Когда вы зайдёте на выставку, то первое, что вы увидите и что вам бросится в глаза, — это попсовая, растиражированная работа как раз Люсьена Фрейда — «Девушка с котёнком». Я уверена, вы видели эту работу, потому что она достаточно знаменитая. Однако вы присмотри́тесь, пожалуйста. Во-первых, это жена художника. Точнее, одна из жён, его многочисленных любовниц и прочих муз. У Люсьена Фрейда их было очень много. Потому что 23 июля 2011 года, когда он умер, на его похоронах перезнакомились просто огромное количество его детей и внуков. Они были от разных женщин, их было сильно больше пятнадцати человек. Кстати, от 156-миллионного состояния им он ничего не оставил, а завещал всё своему юристу. Но это так, я немножко отошла от своей темы.
Итак, девушка с котёнком. Это Кейтлин Гарман, её называли «Китти». И поэтому это не просто котёночек у неё в руках — это её альтер эго, которое она своей костлявой рукой держит за горло. И она так крепко держит, что практически душит эту кису. У них у обеих огромные глаза. И если киса этими огромными глазами смотрит на нас, то Кэти — в сторону. И во взгляде её читается какой-то страх. Или недоверие Люсьену, может быть. Не знаю, но есть это ощущение дискомфорта, о котором я вам говорила в начале, но вот здесь оно какое-то очень личное. Женщинам часто приходится душить своего внутреннего котёнка, своё внутреннее «Я», чтобы жить рядом с творческим мужчиной. Она ведь, между прочим, тоже была художницей. Ключевое слово — «была».
Если сделать шаг влево от этой картины, то в нише вы увидите тех самых трёх богинь мести Бэкона. Проходя по залам, прочувствуйте, пожалуйста, весь спектр неприятных, страшных эмоций послевоенной эпохи. После, я вам обещаю, вам непременно полегчает. Полегчает от осознания того, что всё у вас, друзья, хорошо. И крикливого начальника можно потерпеть.
Когда пройдёте первый зал, отправляйтесь по лестничной площадке в коридор. Там вы побываете в таком послевоенном Лондоне. Послевоенные пейзажи — они грубее, чем у импрессионистов, но это такой вот послевоенный Лондон, каким его видели художники Лондонской школы. Иногда это очень похоже, действительно, на импрессионистов, но иногда так искривлены все линии домов, что понимаешь: что-то было разрушено, что-то было не так в этом городе. Художники видели его по-другому после войны, нежели до неё.

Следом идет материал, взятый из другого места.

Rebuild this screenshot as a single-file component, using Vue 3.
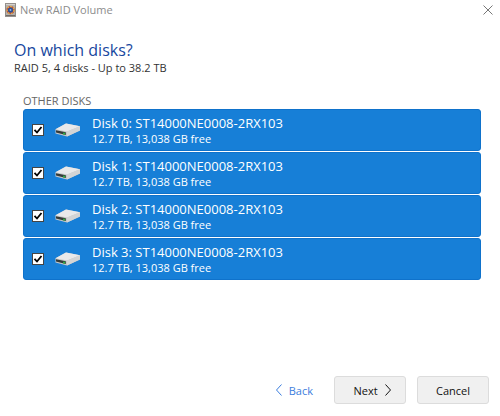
<script setup>
import { ref } from 'vue'

const disks = ref(
  [0, 1, 2, 3].map((n) => ({
    id: n,
    name: `Disk ${n}: ST14000NE0008-2RX103`,
    size: '12.7 TB, 13,038 GB free',
    checked: true,
  }))
)
</script>

<template>
  <div class="window">
    <header class="titlebar">
      <svg class="app-icon" viewBox="0 0 12 15" aria-hidden="true">
        <rect x="0.5" y="0.5" width="11" height="14" fill="#b5b1ac" stroke="#8a8682" />
        <path d="M1 1.500h10" stroke="#d8d5d1" />
        <path d="M1 13.500h10" stroke="#6a6663" />
        <circle cx="6" cy="7.500" r="4.500" fill="#b5493c" />
        <circle cx="6" cy="7.500" r="3.800" fill="none" stroke="#e0b04c" stroke-width="1.500" stroke-dasharray="2 1.400" />
        <circle cx="6" cy="7.500" r="2.800" fill="#27509a" />
        <circle cx="6" cy="7.500" r="1" fill="#8fb5e6" />
      </svg>
      <span class="title">New RAID Volume</span>
      <button class="close" type="button" aria-label="Close">
        <svg viewBox="0 0 10 10"><path d="M0.500 0.500l9 9M9.500 0.500l-9 9" /></svg>
      </button>
    </header>

    <main class="content">
      <h1>On which disks?</h1>
      <p class="summary">RAID 5, 4 disks - Up to 38.2 TB</p>
      <h2>OTHER DISKS</h2>
      <ul class="disks">
        <li v-for="disk in disks" :key="disk.id">
          <label class="disk">
            <input v-model="disk.checked" type="checkbox" />
            <svg class="drive" viewBox="0 0 26 14" aria-hidden="true">
              <path d="M0.500 6.200L11 0.500L25 3.200V7.500L12 13.500L0.500 10.500Z" fill="#c6c7c8" />
              <path d="M0.500 6.200L11 0.500L25 3.200L12 8.600Z" fill="#e9e9ea" />
              <path d="M12 8.600L25 3.200V7.500L12 13.500Z" fill="#d3d4d5" />
              <path d="M1 7.200L10.800 9.200V12L1 9.600Z" fill="#353b39" />
              <path d="M8 9.700h2.200v1.800H8z" fill="#2fae43" />
            </svg>
            <span class="text">
              <span class="name">{{ disk.name }}</span>
              <span class="size">{{ disk.size }}</span>
            </span>
          </label>
        </li>
      </ul>
    </main>

    <footer class="actions">
      <button class="back" type="button">
        <svg class="chevron" viewBox="0 0 6 12"><path d="M5.500 0.500L0.500 6l5 5.500" /></svg>
        Back
      </button>
      <button class="button next" type="button">
        Next
        <svg class="chevron" viewBox="0 0 6 12"><path d="M0.500 0.500L5.500 6l-5 5.500" /></svg>
      </button>
      <button class="button" type="button">Cancel</button>
    </footer>
  </div>
</template>

<style>
body {
  margin: 0;
  background: #fff;
}
</style>

<style scoped>
.window {
  display: flex;
  flex-direction: column;
  min-height: 100vh;
  box-sizing: border-box;
  background: #fff;
  color: #222;
  font-family: "Open Sans", "Noto Sans", sans-serif;
  font-size: 11px;
}
.titlebar {
  display: flex;
  align-items: center;
  height: 20px;
  padding: 0 7px 0 5px;
}
.app-icon {
  width: 11px;
  height: 14px;
}
.title {
  flex: 1;
  margin-left: 4px;
  color: #8c8c8c;
  line-height: 20px;
}
button {
  font: inherit;
  color: inherit;
  cursor: pointer;
}
.close {
  display: flex;
  padding: 0;
  border: 0;
  background: none;
}
.close svg {
  width: 10px;
  height: 10px;
  fill: none;
  stroke: #777;
}
.content {
  flex: 1;
  padding: 19px 19px 0 14px;
}
h1 {
  margin: 0;
  color: #17479e;
  font-size: 16px;
  font-weight: 400;
  line-height: 22px;
}
.summary {
  margin: 0;
  color: #333;
  line-height: 14px;
}
h2 {
  margin: 18px 0 0 9px;
  padding-bottom: 1px;
  color: #666;
  font-size: 11px;
  font-weight: 400;
  line-height: 15px;
}
.disks {
  display: grid;
  gap: 1px;
  margin: 0 0 0 9px;
  padding: 0;
  list-style: none;
}
.disk {
  display: flex;
  align-items: center;
  box-sizing: border-box;
  height: 42px;
  padding: 0 8px;
  border: 1px solid #0f72cb;
  border-radius: 3px;
  background: #177fd7;
  color: #fff;
}
input {
  appearance: none;
  width: 12px;
  height: 12px;
  margin: 0;
  border: 1px solid #444;
  background: #fff;
}
input:checked {
  background: #fff url("data:image/svg+xml,%3Csvg xmlns='http://www.w3.org/2000/svg' viewBox='0 0 10 10'%3E%3Cpath d='M1.500 4.800L4 7.500L8.500 2' fill='none' stroke='%23000' stroke-width='1.800'/%3E%3C/svg%3E") center / 10px 10px no-repeat;
}
.drive {
  width: 26px;
  height: 14px;
  margin: 0 11px;
}
.text {
  display: flex;
  flex-direction: column;
}
.name {
  font-size: 13px;
  line-height: 17px;
}
.size {
  line-height: 14px;
}
.actions {
  display: flex;
  justify-content: flex-end;
  align-items: center;
  gap: 11px;
  padding: 0 11px 12px;
}
.button {
  display: flex;
  align-items: center;
  justify-content: center;
  gap: 7px;
  box-sizing: border-box;
  width: 72px;
  height: 28px;
  padding: 0;
  border: 1px solid #dcdcdc;
  border-radius: 3px;
  background: #f0f0f0;
  color: #111;
}
.next {
  padding-left: 4px;
}
.back {
  display: flex;
  align-items: center;
  gap: 7px;
  margin-right: 10px;
  padding: 0;
  border: 0;
  background: none;
  color: #3b7ddd;
}
.chevron {
  width: 6px;
  height: 12px;
  fill: none;
  stroke: currentColor;
}
</style>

Дальше встаньте лицом по направлению к центральной лестнице. Слева от вас будет картина работы еврея русского происхождения по фамилии Китай. Его бабушка была из Белоруссии. Картина называет «Свадьба». На этой картине вы сможете познакомиться почти со всеми художниками, чьи работы есть на этой выставке. Именно главный документалист Лондонской школы, господин Китай, не только описал историю своего времени с помощью коллажей, но и задокументировал собственную свадьбу, на которую пригласил потусить всех своих собутыльников-художников. Прямо по курсу давайте смотреть, если вы сейчас в музее. Его милейшая жена, Сара Фишер, и он сам. Кроме детей и раввина в цилиндре: слева — Люсьен Фрейд; посередине будет Франк Ауэрбах, обязательно погуглите его работы.
Прямо сейчас наберите «Франк Ауэрбах» — и вы увидите наполняющие душу ужасом картины, больше похожие на тени людей или их призраки. Или, знаете, то, что остаётся на секунду после взрыва атомной бомбы — такие серые полутени. А справа на полотне Китая вы увидите Дэвида Хокни, он был шафером на свадьбе. Кстати говоря, в ноябре 2018 года Дэвид Хокни стал самым дорогим художником из ныне живущих. Пожалуй, на картине «Свадьба» отсутствует только Бэкон. Кстати, именно Рон Китай назвал всех своих друзей и их творчество «Лондонской школой».
Все переживали потрясения войны по-разному. В Америке молодёжь забывалась в рок-н-ролле, а художники в США выражали свои чувства в абстрактном экспрессионизме. Называли они это направление «оголённым нервом». Однако в Англии в это же время развивается иное направление, и если учесть, что почти вся величайшая британская живопись — это ничто иное, как наблюдение за природой и человеком, то есть портреты и пейзаж, то в первые два десятилетия после Второй мировой войны художники Лондонской школы как раз и фиксировали на своих картинах личные переживания.